- _Job_
Using the listing below, report all lines holding the word "React".
== Data extract
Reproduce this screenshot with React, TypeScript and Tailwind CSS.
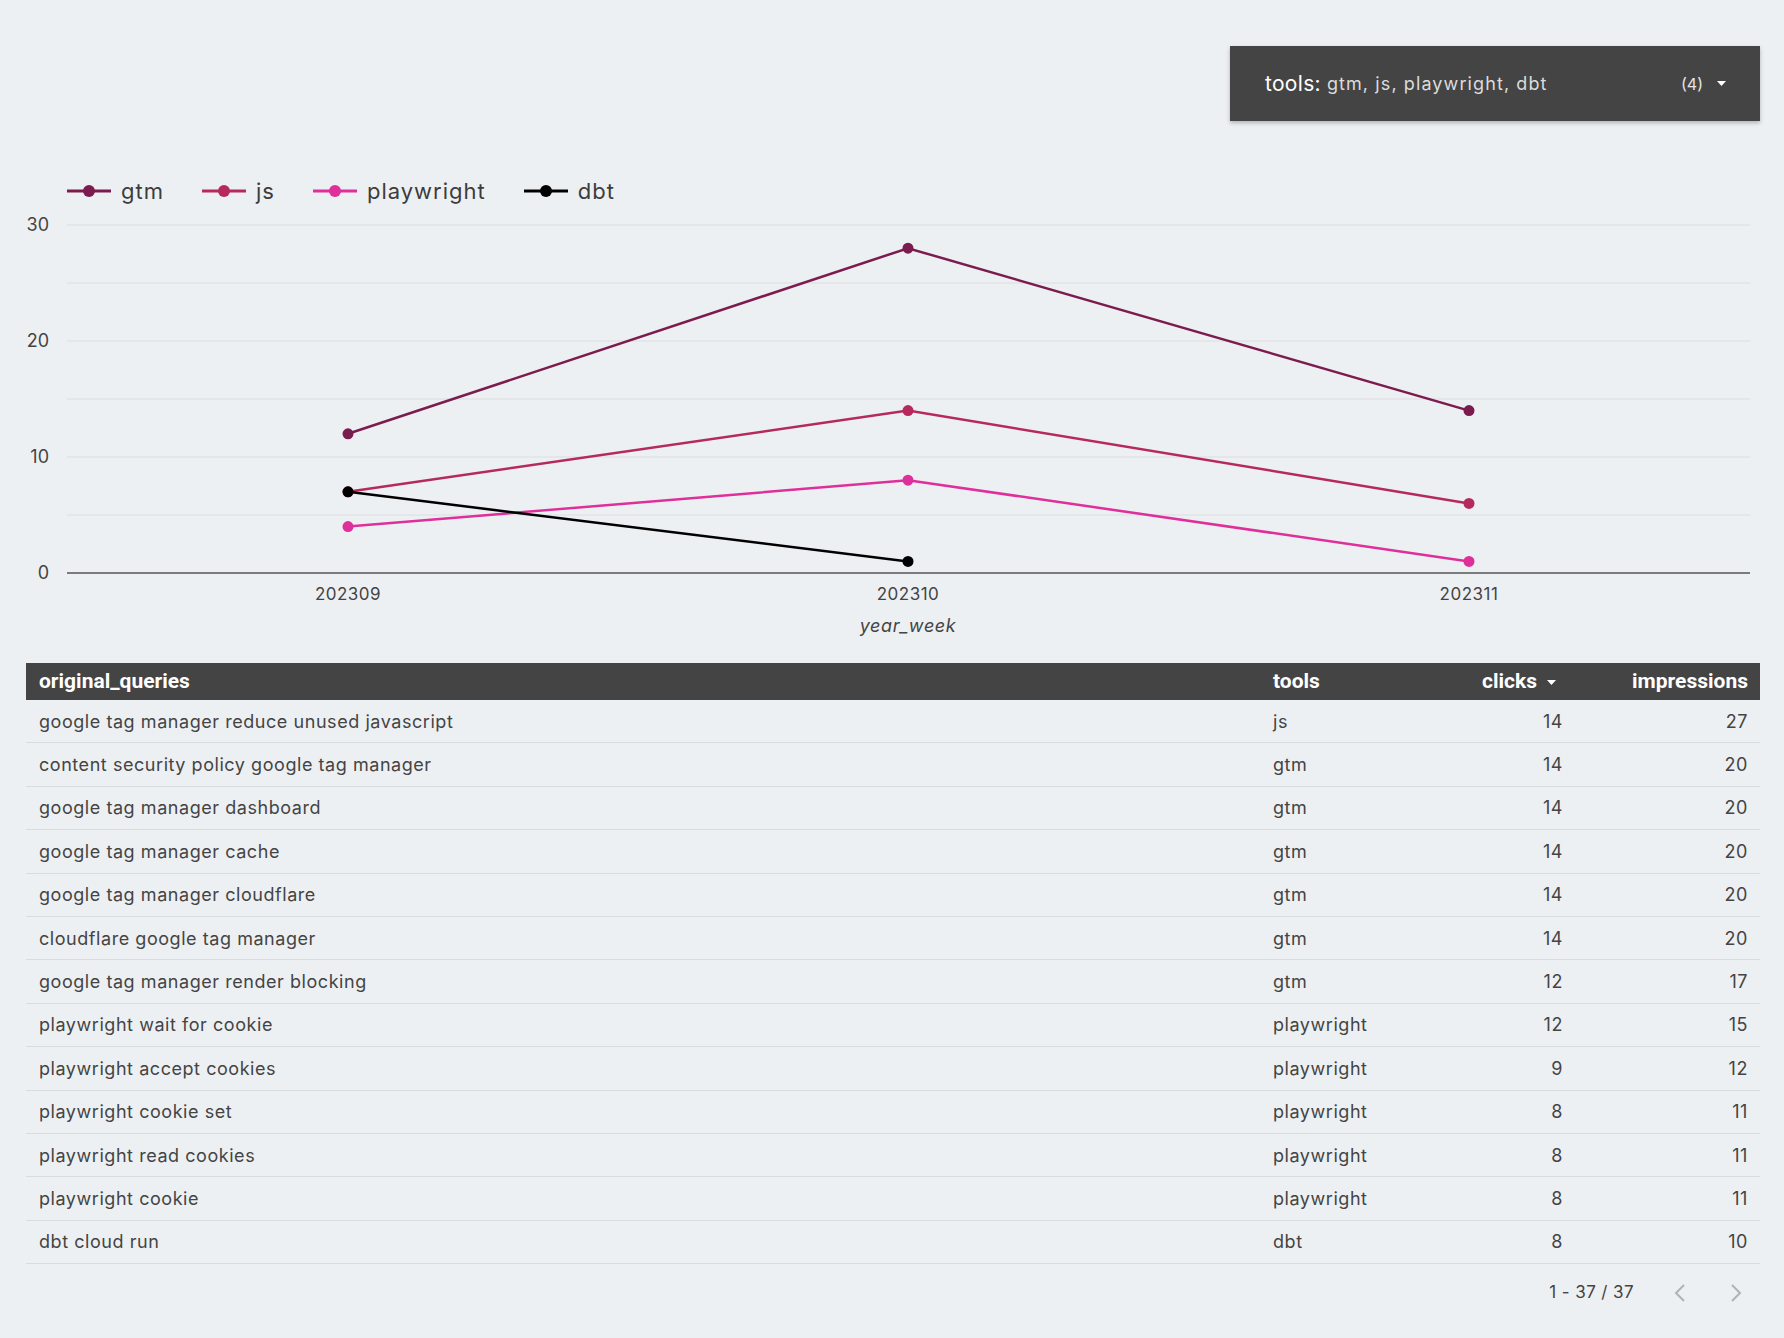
import React from 'react';

const SERIES = [
  { name: 'gtm', color: '#7b1b4e', values: [12, 28, 14] },
  { name: 'js', color: '#b6295f', values: [7, 14, 6] },
  { name: 'playwright', color: '#df2f9b', values: [4, 8, 1] },
  { name: 'dbt', color: '#000000', values: [7, 1] },
];

const WEEKS = ['202309', '202310', '202311'];
const XS = [348, 908, 1469];
const y = (v: number) => 367 - v * 11.6;

const ROWS: [string, string, number, number][] = [
  ['google tag manager reduce unused javascript', 'js', 14, 27],
  ['content security policy google tag manager', 'gtm', 14, 20],
  ['google tag manager dashboard', 'gtm', 14, 20],
  ['google tag manager cache', 'gtm', 14, 20],
  ['google tag manager cloudflare', 'gtm', 14, 20],
  ['cloudflare google tag manager', 'gtm', 14, 20],
  ['google tag manager render blocking', 'gtm', 12, 17],
  ['playwright wait for cookie', 'playwright', 12, 15],
  ['playwright accept cookies', 'playwright', 9, 12],
  ['playwright cookie set', 'playwright', 8, 11],
  ['playwright read cookies', 'playwright', 8, 11],
  ['playwright cookie', 'playwright', 8, 11],
  ['dbt cloud run', 'dbt', 8, 10],
];

const Caret = ({ className }: { className?: string }) => (
  <svg width="9" height="5" viewBox="0 0 9 5" className={className}>
    <path d="M0 0h9L4.5 5z" fill="currentColor" />
  </svg>
);

export default function App() {
  return (
    <div className="w-full min-h-[1338px] bg-[#edf0f3] font-['Inter',sans-serif] text-[#444]">
      {/* Filter control */}
      <div className="flex justify-end pt-[46px] pr-[24px]">
        <div className="w-[530px] h-[75px] bg-[#444444] shadow-[0_2px_4px_rgba(0,0,0,0.25)] flex items-center pl-[35px] pr-[34px]">
          <span className="text-[21px] text-white tracking-[0.3px]">tools:</span>
          <span className="text-[18px] text-[#dcdcdc] ml-[6px] tracking-[1.1px]">gtm, js, playwright, dbt</span>
          <span className="ml-auto text-[16px] text-[#e6e6e6]">(4)</span>
          <Caret className="ml-[14px] text-white" />
        </div>
      </div>

      {/* Legend */}
      <div className="flex items-center h-[30px] mt-[55px] pl-[67px] gap-[38px]">
        {SERIES.map((s) => (
          <div key={s.name} className="flex items-center gap-[10px]">
            <svg width="44" height="14" viewBox="0 0 44 14">
              <line x1="0" y1="7" x2="44" y2="7" stroke={s.color} strokeWidth="3" />
              <circle cx="22" cy="7" r="6" fill={s.color} />
            </svg>
            <span className="text-[22px] tracking-[1px] text-[#3c3c3c] leading-none">{s.name}</span>
          </div>
        ))}
      </div>

      {/* Chart */}
      <svg width="1784" height="444" viewBox="0 0 1784 444" className="block">
        {[30, 25, 20, 15, 10, 5].map((v) => (
          <line key={v} x1="67" x2="1750" y1={y(v)} y2={y(v)} stroke="#dadde0" strokeWidth="1" />
        ))}
        <line x1="67" x2="1750" y1={y(0)} y2={y(0)} stroke="#555" strokeWidth="1.5" />
        {[30, 20, 10, 0].map((v) => (
          <text key={v} x="49" y={y(v) + 6} textAnchor="end" fontSize="18" fill="#444" fontFamily="Inter, sans-serif">
            {v}
          </text>
        ))}
        {WEEKS.map((w, i) => (
          <text key={w} x={XS[i]} y="394" textAnchor="middle" fontSize="17" letterSpacing="0.5" fill="#444" fontFamily="Inter, sans-serif">
            {w}
          </text>
        ))}
        <text x="908" y="426" textAnchor="middle" fontSize="18" letterSpacing="0.6" fontStyle="italic" fill="#444" fontFamily="Inter, sans-serif">
          year_week
        </text>
        {SERIES.map((s) => (
          <g key={s.name}>
            <polyline
              points={s.values.map((v, i) => `${XS[i]},${y(v)}`).join(' ')}
              fill="none"
              stroke={s.color}
              strokeWidth="2.5"
            />
            {s.values.map((v, i) => (
              <circle key={i} cx={XS[i]} cy={y(v)} r="5.5" fill={s.color} />
            ))}
          </g>
        ))}
      </svg>

      {/* Table */}
      <div className="mr-[24px] ml-[26px] mt-[13px]">
        <div className="flex items-center h-[37px] bg-[#444444] text-white font-['Roboto',sans-serif] font-bold text-[21px] pl-[13px] pr-[12px]">
          <div className="flex-1">original_queries</div>
          <div className="w-[200px]">tools</div>
          <div className="w-[90px] flex items-center justify-end pr-[7px]">
            clicks
            <Caret className="ml-[10px] mt-[2px]" />
          </div>
          <div className="w-[185px] text-right">impressions</div>
        </div>
        {ROWS.map(([q, t, c, imp], i) => (
          <div key={i} className="flex items-center h-[43.4px] border-b border-[#d9dcdf] pl-[13px] pr-[12px] text-[18px] tracking-[0.55px] text-[#444]">
            <div className="flex-1">{q}</div>
            <div className="w-[200px]">{t}</div>
            <div className="w-[90px] text-right">{c}</div>
            <div className="w-[185px] text-right">{imp}</div>
          </div>
        ))}
        <div className="flex items-center justify-end h-[58px] pr-[18px] text-[17px] tracking-[0.4px] text-[#444]">
          <span>1 - 37 / 37</span>
          <svg width="12" height="20" viewBox="0 0 12 20" className="ml-[40px]">
            <path d="M10 2L2 10l8 8" fill="none" stroke="#b0b3b6" strokeWidth="2" />
          </svg>
          <svg width="12" height="20" viewBox="0 0 12 20" className="ml-[44px]">
            <path d="M2 2l8 8-8 8" fill="none" stroke="#b0b3b6" strokeWidth="2" />
          </svg>
        </div>
      </div>
    </div>
  );
}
====
- _Exercise solution_
Reproduce this screenshot with React, TypeScript and Tailwind CSS.
import React from 'react';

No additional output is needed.